**TO DO:** Faithfully return all lines, omitting every embedded picture.

** start RECORDS TO USE **

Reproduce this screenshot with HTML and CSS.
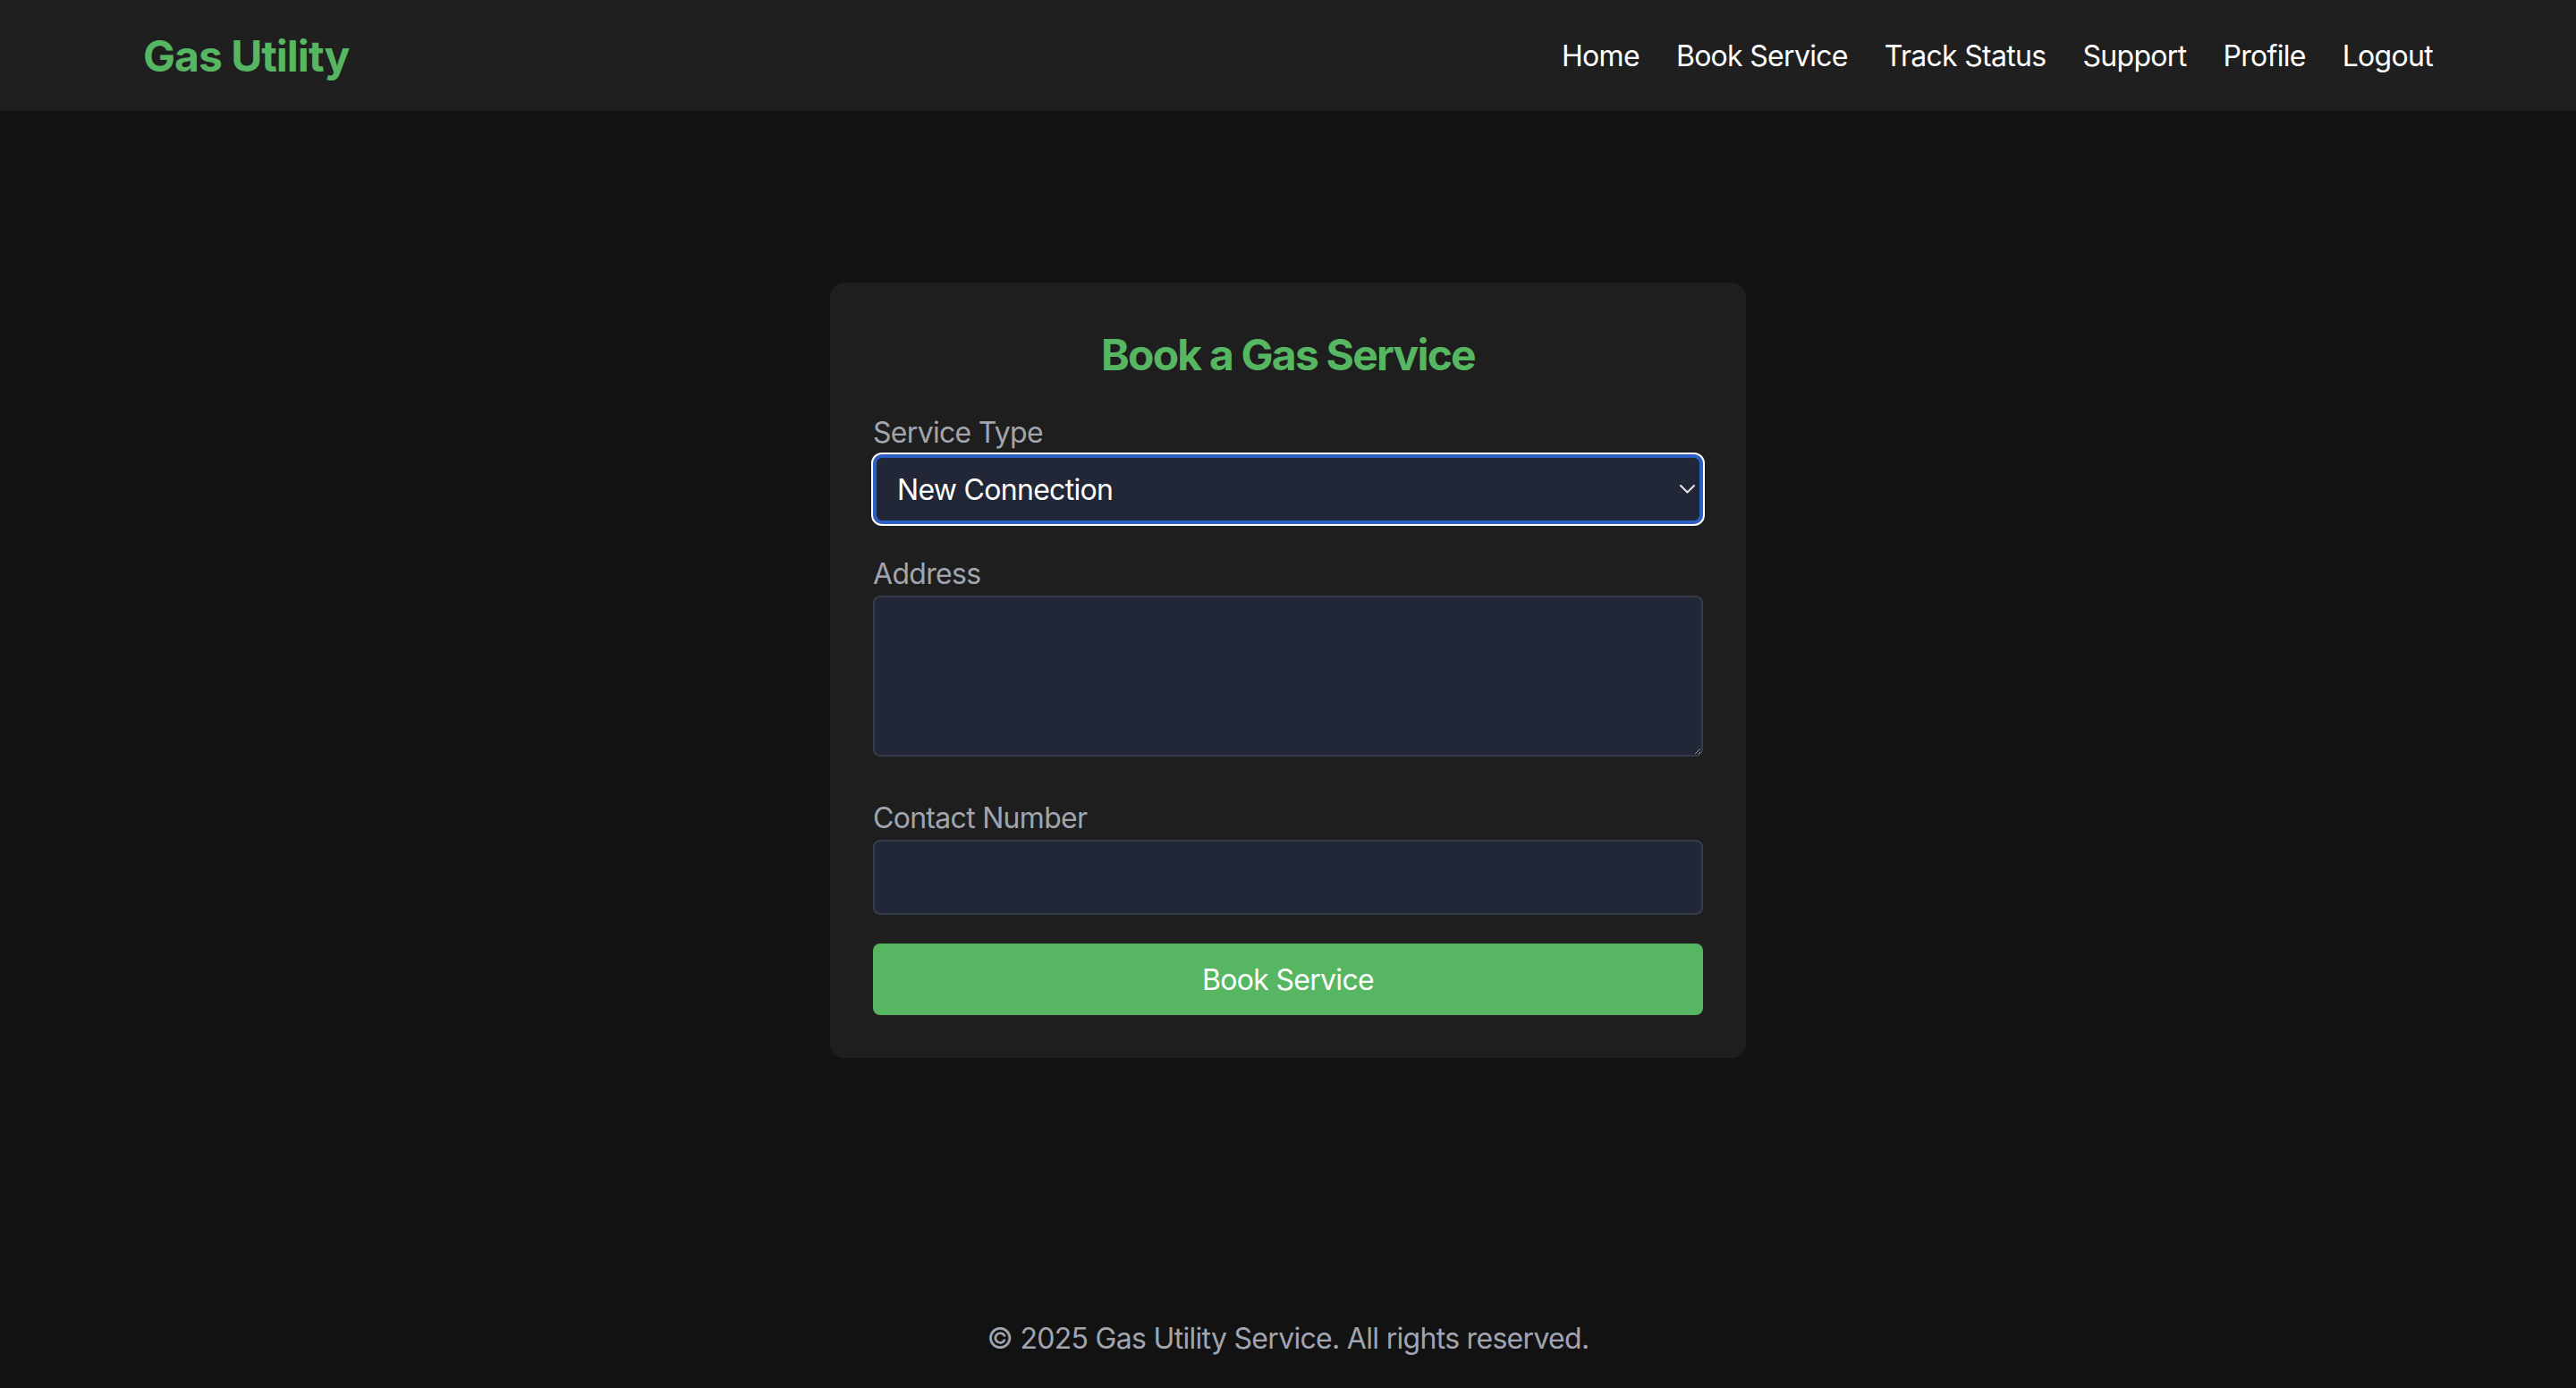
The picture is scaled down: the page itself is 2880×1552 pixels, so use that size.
FILE: index.html
```html
<!DOCTYPE html>
<html lang="en">
<head>
<meta charset="utf-8">
<title>Book a Gas Service - Gas Utility</title>
<link rel="stylesheet" href="styles.css">
</head>
<body>
<header class="site-header">
  <div class="header-inner">
    <a class="brand" href="#">Gas Utility</a>
    <nav class="nav">
      <a href="#">Home</a>
      <a href="#">Book Service</a>
      <a href="#">Track Status</a>
      <a href="#">Support</a>
      <a href="#">Profile</a>
      <a href="#">Logout</a>
    </nav>
  </div>
</header>
<main class="main">
  <form class="card">
    <h2 class="card-title">Book a Gas Service</h2>
    <div class="field field-select">
      <label class="label" for="service">Service Type</label>
      <div class="select-wrap">
        <select id="service" class="select">
          <option>New Connection</option>
          <option>Cylinder Refill</option>
          <option>Repair</option>
        </select>
        <svg class="chevron" width="17" height="10" viewBox="0 0 17 10"><polyline points="1,1 8.5,8.5 16,1" fill="none" stroke="#e5e7eb" stroke-width="2" stroke-linecap="round" stroke-linejoin="round"/></svg>
      </div>
    </div>
    <div class="field field-area">
      <label class="label" for="address">Address</label>
      <textarea id="address" class="textarea"></textarea>
    </div>
    <div class="field field-input">
      <label class="label" for="contact">Contact Number</label>
      <input id="contact" class="input" type="text">
    </div>
    <button class="btn" type="button">Book Service</button>
  </form>
</main>
<footer class="footer">© 2025 Gas Utility Service. All rights reserved.</footer>
</body>
</html>
```

FILE: styles.css
```css
* { box-sizing: border-box; }
html, body { margin: 0; padding: 0; }
body {
  background: #121212;
  color: #ffffff;
  font-family: Inter, "Noto Sans", "Liberation Sans", sans-serif;
  letter-spacing: -0.7px;
  min-height: 100vh;
  display: flex;
  flex-direction: column;
}
.site-header {
  background: #1f1f1f;
  height: 124px;
}
.header-inner {
  max-width: 2560px;
  margin: 0 auto;
  height: 100%;
  display: flex;
  align-items: center;
  justify-content: space-between;
}
.brand {
  color: #57b661;
  font-size: 48px;
  font-weight: 700;
  letter-spacing: -1px;
  text-decoration: none;
}
.nav {
  display: flex;
  gap: 41px;
}
.nav a {
  color: #ffffff;
  font-size: 32px;
  text-decoration: none;
}
.main {
  flex: 1;
  display: flex;
  justify-content: center;
  align-items: flex-start;
  padding-top: 192px;
}
.card {
  width: 1024px;
  background: #1e1e1e;
  border-radius: 16px;
  padding: 48px;
}
.card-title {
  margin: 4px 0 38px;
  text-align: center;
  color: #57b661;
  font-size: 48px;
  font-weight: 700;
  letter-spacing: -1.8px;
  line-height: 58px;
}
.label {
  display: block;
  color: #a0a5af;
  font-size: 32px;
  line-height: 39px;
  margin-bottom: 5px;
}
.field-select { margin-bottom: 36px; }
.field-area { margin-bottom: 49px; }
.field-input { margin-bottom: 32px; }
.select-wrap { position: relative; }
.select {
  display: block;
  width: 100%;
  height: 78px;
  appearance: none;
  -webkit-appearance: none;
  background: #212736;
  color: #ffffff;
  font-family: inherit;
  font-size: 32px;
  letter-spacing: -0.7px;
  border: 4px solid #2c5fc6;
  border-radius: 10px;
  outline: 2px solid #ffffff;
  outline-offset: 0;
  padding: 0 40px 0 23px;
}
.chevron {
  position: absolute;
  right: 9px;
  top: 34px;
  pointer-events: none;
}
.textarea, .input {
  display: block;
  width: 100%;
  background: #212736;
  border: 2px solid #353d4c;
  border-radius: 8px;
  color: #ffffff;
  font-family: inherit;
  font-size: 32px;
  color-scheme: dark;
}
.textarea {
  height: 180px;
  resize: vertical;
  padding: 16px 24px;
}
.input {
  height: 84px;
  padding: 0 24px;
}
.btn {
  display: block;
  width: 100%;
  height: 80px;
  background: #57b661;
  border: none;
  border-radius: 8px;
  color: #ffffff;
  font-family: inherit;
  font-size: 32px;
  letter-spacing: -0.7px;
}
.footer {
  text-align: center;
  color: #a0a5af;
  font-size: 32px;
  line-height: 39px;
  padding-bottom: 36px;
}
```
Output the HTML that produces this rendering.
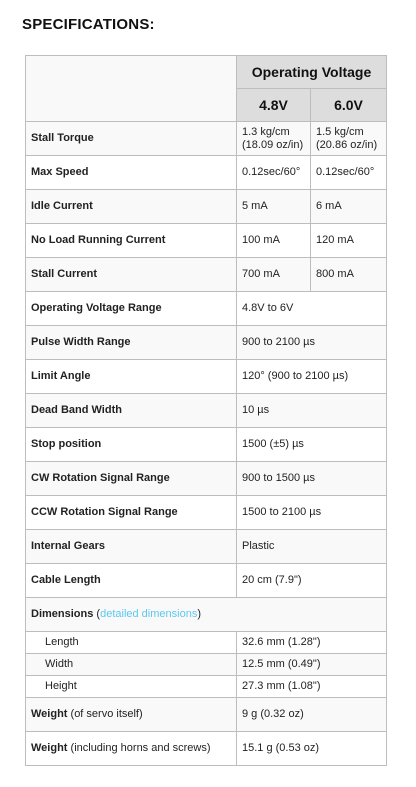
<!DOCTYPE html>
<html><head><style>
body{margin:0;background:#fff;font-family:"Liberation Sans",sans-serif;color:#222;}
h2{position:absolute;left:22px;top:16px;margin:0;font-size:15px;font-weight:bold;letter-spacing:0.2px;color:#111;}
table{position:absolute;left:25px;top:55px;border-collapse:collapse;table-layout:fixed;width:361px;font-size:11px;}
td,th{border:1px solid #bdbdbd;padding:0 0 0 5px;vertical-align:middle;line-height:13px;}
th{background:#ddd;font-size:14px;font-weight:bold;text-align:center;padding:0;color:#111;}
tr{height:34px;}
tr.h{height:33px;}
tr.s{height:22px;}
tr.g td{background:#f9f9f9;}
td.l{font-weight:bold;}
td.i{padding-left:19px;}
a{color:#5bc8f0;text-decoration:none;}
</style></head><body>
<h2>SPECIFICATIONS:</h2>
<table>
<colgroup><col style="width:211px"><col style="width:74px"><col style="width:76px"></colgroup>
<tr class="h"><td rowspan="2" style="background:#f9f9f9"></td><th colspan="2">Operating Voltage</th></tr>
<tr class="h"><th>4.8V</th><th>6.0V</th></tr>
<tr class="g"><td class="l">Stall Torque</td><td>1.3 kg/cm<br>(18.09 oz/in)</td><td>1.5 kg/cm<br>(20.86 oz/in)</td></tr>
<tr><td class="l">Max Speed</td><td>0.12sec/60°</td><td>0.12sec/60°</td></tr>
<tr class="g"><td class="l">Idle Current</td><td>5 mA</td><td>6 mA</td></tr>
<tr><td class="l">No Load Running Current</td><td>100 mA</td><td>120 mA</td></tr>
<tr class="g"><td class="l">Stall Current</td><td>700 mA</td><td>800 mA</td></tr>
<tr><td class="l">Operating Voltage Range</td><td colspan="2">4.8V to 6V</td></tr>
<tr class="g"><td class="l">Pulse Width Range</td><td colspan="2">900 to 2100 µs</td></tr>
<tr><td class="l">Limit Angle</td><td colspan="2">120° (900 to 2100 µs)</td></tr>
<tr class="g"><td class="l">Dead Band Width</td><td colspan="2">10 µs</td></tr>
<tr><td class="l">Stop position</td><td colspan="2">1500 (±5) µs</td></tr>
<tr class="g"><td class="l">CW Rotation Signal Range</td><td colspan="2">900 to 1500 µs</td></tr>
<tr><td class="l">CCW Rotation Signal Range</td><td colspan="2">1500 to 2100 µs</td></tr>
<tr class="g"><td class="l">Internal Gears</td><td colspan="2">Plastic</td></tr>
<tr><td class="l">Cable Length</td><td colspan="2">20 cm (7.9")</td></tr>
<tr class="g"><td colspan="3"><b>Dimensions</b> (<a>detailed dimensions</a>)</td></tr>
<tr class="s"><td class="i">Length</td><td colspan="2">32.6 mm (1.28")</td></tr>
<tr class="s g"><td class="i">Width</td><td colspan="2">12.5 mm (0.49")</td></tr>
<tr class="s"><td class="i">Height</td><td colspan="2">27.3 mm (1.08")</td></tr>
<tr class="g"><td><b>Weight</b> (of servo itself)</td><td colspan="2">9 g (0.32 oz)</td></tr>
<tr><td><b>Weight</b> (including horns and screws)</td><td colspan="2">15.1 g (0.53 oz)</td></tr>
</table>
</body></html>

** end RECORDS TO USE **

**COMPLETED EXERCISE:**
Reproduce this screenshot with HTML and CSS.
The picture is scaled down: the page itself is 2880×1552 pixels, so use that size.
FILE: index.html
```html
<!DOCTYPE html>
<html lang="en">
<head>
<meta charset="utf-8">
<title>Book a Gas Service - Gas Utility</title>
<link rel="stylesheet" href="styles.css">
</head>
<body>
<header class="site-header">
  <div class="header-inner">
    <a class="brand" href="#">Gas Utility</a>
    <nav class="nav">
      <a href="#">Home</a>
      <a href="#">Book Service</a>
      <a href="#">Track Status</a>
      <a href="#">Support</a>
      <a href="#">Profile</a>
      <a href="#">Logout</a>
    </nav>
  </div>
</header>
<main class="main">
  <form class="card">
    <h2 class="card-title">Book a Gas Service</h2>
    <div class="field field-select">
      <label class="label" for="service">Service Type</label>
      <div class="select-wrap">
        <select id="service" class="select">
          <option>New Connection</option>
          <option>Cylinder Refill</option>
          <option>Repair</option>
        </select>
        <svg class="chevron" width="17" height="10" viewBox="0 0 17 10"><polyline points="1,1 8.5,8.5 16,1" fill="none" stroke="#e5e7eb" stroke-width="2" stroke-linecap="round" stroke-linejoin="round"/></svg>
      </div>
    </div>
    <div class="field field-area">
      <label class="label" for="address">Address</label>
      <textarea id="address" class="textarea"></textarea>
    </div>
    <div class="field field-input">
      <label class="label" for="contact">Contact Number</label>
      <input id="contact" class="input" type="text">
    </div>
    <button class="btn" type="button">Book Service</button>
  </form>
</main>
<footer class="footer">© 2025 Gas Utility Service. All rights reserved.</footer>
</body>
</html>
```

FILE: styles.css
```css
* { box-sizing: border-box; }
html, body { margin: 0; padding: 0; }
body {
  background: #121212;
  color: #ffffff;
  font-family: Inter, "Noto Sans", "Liberation Sans", sans-serif;
  letter-spacing: -0.7px;
  min-height: 100vh;
  display: flex;
  flex-direction: column;
}
.site-header {
  background: #1f1f1f;
  height: 124px;
}
.header-inner {
  max-width: 2560px;
  margin: 0 auto;
  height: 100%;
  display: flex;
  align-items: center;
  justify-content: space-between;
}
.brand {
  color: #57b661;
  font-size: 48px;
  font-weight: 700;
  letter-spacing: -1px;
  text-decoration: none;
}
.nav {
  display: flex;
  gap: 41px;
}
.nav a {
  color: #ffffff;
  font-size: 32px;
  text-decoration: none;
}
.main {
  flex: 1;
  display: flex;
  justify-content: center;
  align-items: flex-start;
  padding-top: 192px;
}
.card {
  width: 1024px;
  background: #1e1e1e;
  border-radius: 16px;
  padding: 48px;
}
.card-title {
  margin: 4px 0 38px;
  text-align: center;
  color: #57b661;
  font-size: 48px;
  font-weight: 700;
  letter-spacing: -1.8px;
  line-height: 58px;
}
.label {
  display: block;
  color: #a0a5af;
  font-size: 32px;
  line-height: 39px;
  margin-bottom: 5px;
}
.field-select { margin-bottom: 36px; }
.field-area { margin-bottom: 49px; }
.field-input { margin-bottom: 32px; }
.select-wrap { position: relative; }
.select {
  display: block;
  width: 100%;
  height: 78px;
  appearance: none;
  -webkit-appearance: none;
  background: #212736;
  color: #ffffff;
  font-family: inherit;
  font-size: 32px;
  letter-spacing: -0.7px;
  border: 4px solid #2c5fc6;
  border-radius: 10px;
  outline: 2px solid #ffffff;
  outline-offset: 0;
  padding: 0 40px 0 23px;
}
.chevron {
  position: absolute;
  right: 9px;
  top: 34px;
  pointer-events: none;
}
.textarea, .input {
  display: block;
  width: 100%;
  background: #212736;
  border: 2px solid #353d4c;
  border-radius: 8px;
  color: #ffffff;
  font-family: inherit;
  font-size: 32px;
  color-scheme: dark;
}
.textarea {
  height: 180px;
  resize: vertical;
  padding: 16px 24px;
}
.input {
  height: 84px;
  padding: 0 24px;
}
.btn {
  display: block;
  width: 100%;
  height: 80px;
  background: #57b661;
  border: none;
  border-radius: 8px;
  color: #ffffff;
  font-family: inherit;
  font-size: 32px;
  letter-spacing: -0.7px;
}
.footer {
  text-align: center;
  color: #a0a5af;
  font-size: 32px;
  line-height: 39px;
  padding-bottom: 36px;
}
```
Output the HTML that produces this rendering.
<!DOCTYPE html>
<html><head><style>
body{margin:0;background:#fff;font-family:"Liberation Sans",sans-serif;color:#222;}
h2{position:absolute;left:22px;top:16px;margin:0;font-size:15px;font-weight:bold;letter-spacing:0.2px;color:#111;}
table{position:absolute;left:25px;top:55px;border-collapse:collapse;table-layout:fixed;width:361px;font-size:11px;}
td,th{border:1px solid #bdbdbd;padding:0 0 0 5px;vertical-align:middle;line-height:13px;}
th{background:#ddd;font-size:14px;font-weight:bold;text-align:center;padding:0;color:#111;}
tr{height:34px;}
tr.h{height:33px;}
tr.s{height:22px;}
tr.g td{background:#f9f9f9;}
td.l{font-weight:bold;}
td.i{padding-left:19px;}
a{color:#5bc8f0;text-decoration:none;}
</style></head><body>
<h2>SPECIFICATIONS:</h2>
<table>
<colgroup><col style="width:211px"><col style="width:74px"><col style="width:76px"></colgroup>
<tr class="h"><td rowspan="2" style="background:#f9f9f9"></td><th colspan="2">Operating Voltage</th></tr>
<tr class="h"><th>4.8V</th><th>6.0V</th></tr>
<tr class="g"><td class="l">Stall Torque</td><td>1.3 kg/cm<br>(18.09 oz/in)</td><td>1.5 kg/cm<br>(20.86 oz/in)</td></tr>
<tr><td class="l">Max Speed</td><td>0.12sec/60°</td><td>0.12sec/60°</td></tr>
<tr class="g"><td class="l">Idle Current</td><td>5 mA</td><td>6 mA</td></tr>
<tr><td class="l">No Load Running Current</td><td>100 mA</td><td>120 mA</td></tr>
<tr class="g"><td class="l">Stall Current</td><td>700 mA</td><td>800 mA</td></tr>
<tr><td class="l">Operating Voltage Range</td><td colspan="2">4.8V to 6V</td></tr>
<tr class="g"><td class="l">Pulse Width Range</td><td colspan="2">900 to 2100 µs</td></tr>
<tr><td class="l">Limit Angle</td><td colspan="2">120° (900 to 2100 µs)</td></tr>
<tr class="g"><td class="l">Dead Band Width</td><td colspan="2">10 µs</td></tr>
<tr><td class="l">Stop position</td><td colspan="2">1500 (±5) µs</td></tr>
<tr class="g"><td class="l">CW Rotation Signal Range</td><td colspan="2">900 to 1500 µs</td></tr>
<tr><td class="l">CCW Rotation Signal Range</td><td colspan="2">1500 to 2100 µs</td></tr>
<tr class="g"><td class="l">Internal Gears</td><td colspan="2">Plastic</td></tr>
<tr><td class="l">Cable Length</td><td colspan="2">20 cm (7.9")</td></tr>
<tr class="g"><td colspan="3"><b>Dimensions</b> (<a>detailed dimensions</a>)</td></tr>
<tr class="s"><td class="i">Length</td><td colspan="2">32.6 mm (1.28")</td></tr>
<tr class="s g"><td class="i">Width</td><td colspan="2">12.5 mm (0.49")</td></tr>
<tr class="s"><td class="i">Height</td><td colspan="2">27.3 mm (1.08")</td></tr>
<tr class="g"><td><b>Weight</b> (of servo itself)</td><td colspan="2">9 g (0.32 oz)</td></tr>
<tr><td><b>Weight</b> (including horns and screws)</td><td colspan="2">15.1 g (0.53 oz)</td></tr>
</table>
</body></html>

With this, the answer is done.